Two federal agencies — the U.S. Fire Administration and the National Institute for Occupational Safety and Health — track firefighter injuries and deaths, but neither has compiled data on how often firefighters are the targets of violence.

But a review of news reports reveals several more instances that have occurred nationwide.

A 22-year-old firefighter named Ryan Hummert was killed by a gunman in suburban St. Louis in 2008. Responding to a fire, Hummert was shot and fatally wounded as he exited his firetruck. Two police officers who responded to the scene were also shot but survived their injuries. The suspect was killed in the blaze.

Long Island firefighter Justin Angell was shot by a lone gunman in March 2011 while responding to a motor vehicle accident. Police said that the driver of that vehicle was armed with an assault weapon and a semiautomatic handgun.

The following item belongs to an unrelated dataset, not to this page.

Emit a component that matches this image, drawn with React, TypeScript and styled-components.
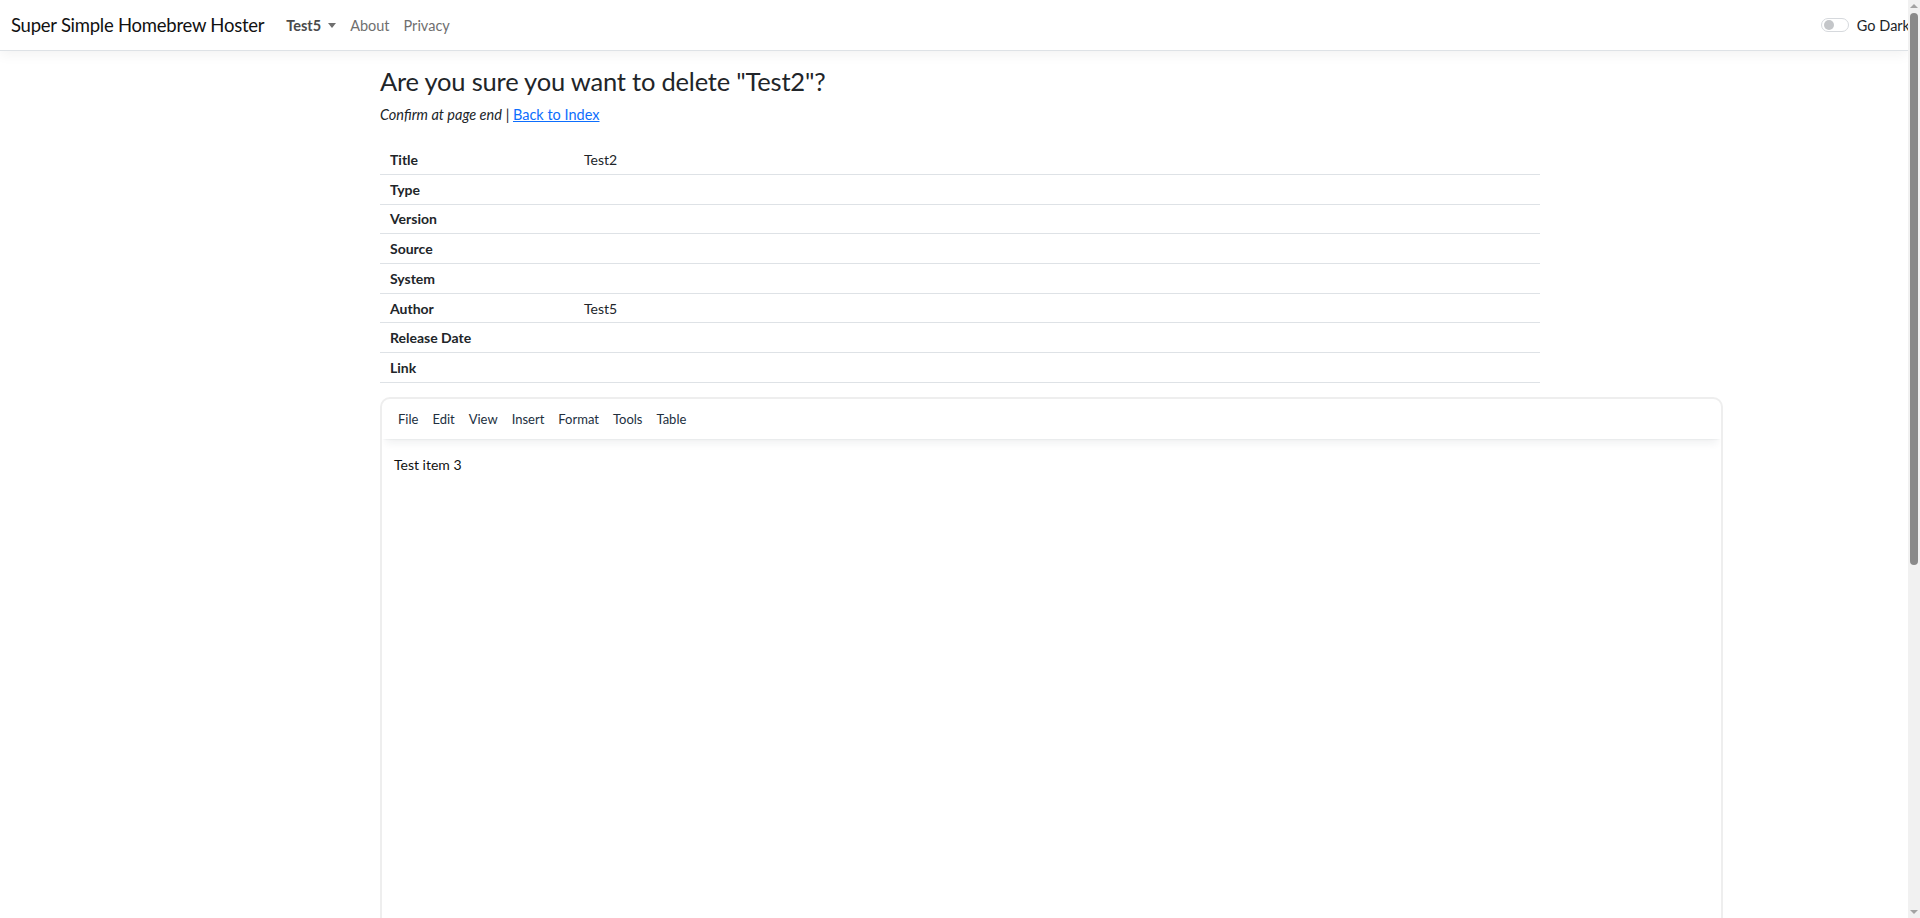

Speaking to reporters after the incident, Nassau County Police Commissioner Lawrence Mulvey speculated that the shooter, killed in a shootout with police, appeared to be on his way to carry out a mass killing. “Had he not been stopped by police, there very well could have been mayhem committed in this community," Mulvey said.

In Lexington, Kentucky, two firefighter paramedics were ambushed in February 2004 while trying to help a shooting victim. Brenda Cowan was shot and killed at the scene, while her fellow firefighter survived his injuries. According to the International Association of Women in the Fire Service, Cowan was the first African-American female career firefighter to die in the line of duty.